Tidily, The Reckoning is based on the 1996 novel Morality Play by Barry Unsworth, but it's definitely more concerned with considering morality and justice than shoving either down our throats. Director Paul McGuigan, the hotshot behind the woefully domestically overlooked Gangster No. 1, and screenwriter Mark Mills (Global Heresy) hold a firm grip on the concepts and characters here. It's as if they're fully conscious of offering up an amalgam of The Name of the Rose, Rosencrantz and Guildenstern Are Dead, Black Robe, and old-fashioned American Western paradigms. But rather than dusting over the tracks of their cinematic forebears, they put the smartly combined elements on proud display.

There is little to fault about The Reckoning, but a couple of clinkers prove unfortunate. A minor one involves a montage of costumes rendered in too-loving homage to Tarsem Singh's "Losing My Religion" video for R.E.M. Charming in theory, but even if R.E.M. are still considered gods among hipsters in the British isles, the brief geek-out here proves only distracting. The movie's title (another coy R.E.M. reference) is adequate to illustrate fandom.

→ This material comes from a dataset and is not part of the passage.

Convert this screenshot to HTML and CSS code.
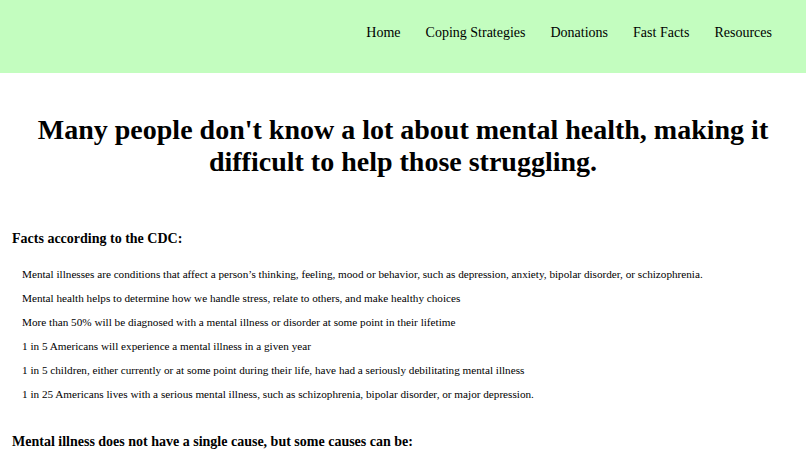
FILE: index.html
```html
<!DOCTYPE html>
<html lang="en">
<head>
<meta charset="utf-8">
<title>Mental Health</title>
<link rel="stylesheet" href="styles.css">
</head>
<body>
<header class="site-header">
  <nav class="nav">
    <a href="#">Home</a>
    <a href="#">Coping Strategies</a>
    <a href="#">Donations</a>
    <a href="#">Fast Facts</a>
    <a href="#">Resources</a>
  </nav>
</header>
<main class="content">
  <h1 class="headline">Many people don't know a lot about mental health, making it difficult to help those struggling.</h1>
  <h2 class="section-title">Facts according to the CDC:</h2>
  <ul class="facts">
    <li>Mental illnesses are conditions that affect a person’s thinking, feeling, mood or behavior, such as depression, anxiety, bipolar disorder, or schizophrenia.</li>
    <li>Mental health helps to determine how we handle stress, relate to others, and make healthy choices</li>
    <li>More than 50% will be diagnosed with a mental illness or disorder at some point in their lifetime</li>
    <li>1 in 5 Americans will experience a mental illness in a given year</li>
    <li>1 in 5 children, either currently or at some point during their life, have had a seriously debilitating mental illness</li>
    <li>1 in 25 Americans lives with a serious mental illness, such as schizophrenia, bipolar disorder, or major depression.</li>
  </ul>
  <h2 class="section-title second">Mental illness does not have a single cause, but some causes can be:</h2>
</main>
</body>
</html>
```
FILE: styles.css
```css
html, body {
  margin: 0;
  padding: 0;
}
body {
  font-family: "Liberation Serif", "Times New Roman", serif;
  color: #000;
  background: #fff;
}
.site-header {
  background: #c3fdbf;
  height: 73px;
  display: flex;
  align-items: center;
  justify-content: flex-end;
  padding-right: 34px;
}
.nav {
  display: flex;
  gap: 25px;
  padding-bottom: 7px;
}
.nav a {
  color: #000;
  text-decoration: none;
  font-size: 14px;
}
.content {
  padding: 0 12px;
}
.headline {
  font-size: 28px;
  font-weight: bold;
  text-align: center;
  line-height: 32px;
  margin: 41px 20px 0;
}
.section-title {
  font-size: 14px;
  font-weight: bold;
  margin: 53px 0 0;
}
.section-title.second {
  margin-top: 33px;
}
.facts {
  list-style: none;
  margin: 21px 0 0;
  padding: 0 0 0 10px;
  font-size: 11.2px;
}
.facts li {
  line-height: 13px;
  margin-bottom: 11px;
}
```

Significantly worse is that this otherwise sensational film stumbles through its denouement as if drunk. The plotting is functional, but there's a dramatic letdown that feels almost criminal in light of the compelling drama preceding it. Let's put it in six words: Vincent Cassel is a silly bore. The Gallic superstar (on a par with Ben Affleck) sucks the life out of the movie's closing minutes. The guy's about as daunting as a daisy, and his "Norman" accent is good only for yuks. As the imperious heavy, the producers could have done better casting the Swedish Chef.

Otherwise, the movie is aces. The atmosphere, extras, designs, pacing, score -- all excellent. Dafoe's physical prowess frequently steals the show, and when Cox wearily exclaims of their repertoire, "Oh please, please, not the Crucifixion!" the knowing chuckle warms us up and welcomes us into their fold.

The movie definitely belongs to Bettany, though, and although he's played the naive knave before, his performance here -- often in ultra close-up -- has become masterful. When he flashes his crucifix like a badge, one senses in him the contemporary cop whose confused psyche trips up his line of duty. Moreover, evolving from parroting the words of a distant deity to discovering his own words and shouting the truth to the masses, his Nicholas becomes a prototype punk rocker, a DIY guy in medieval guise. It's a standout performance as he discovers the incredible, world-altering value of telling it like it is, artfully.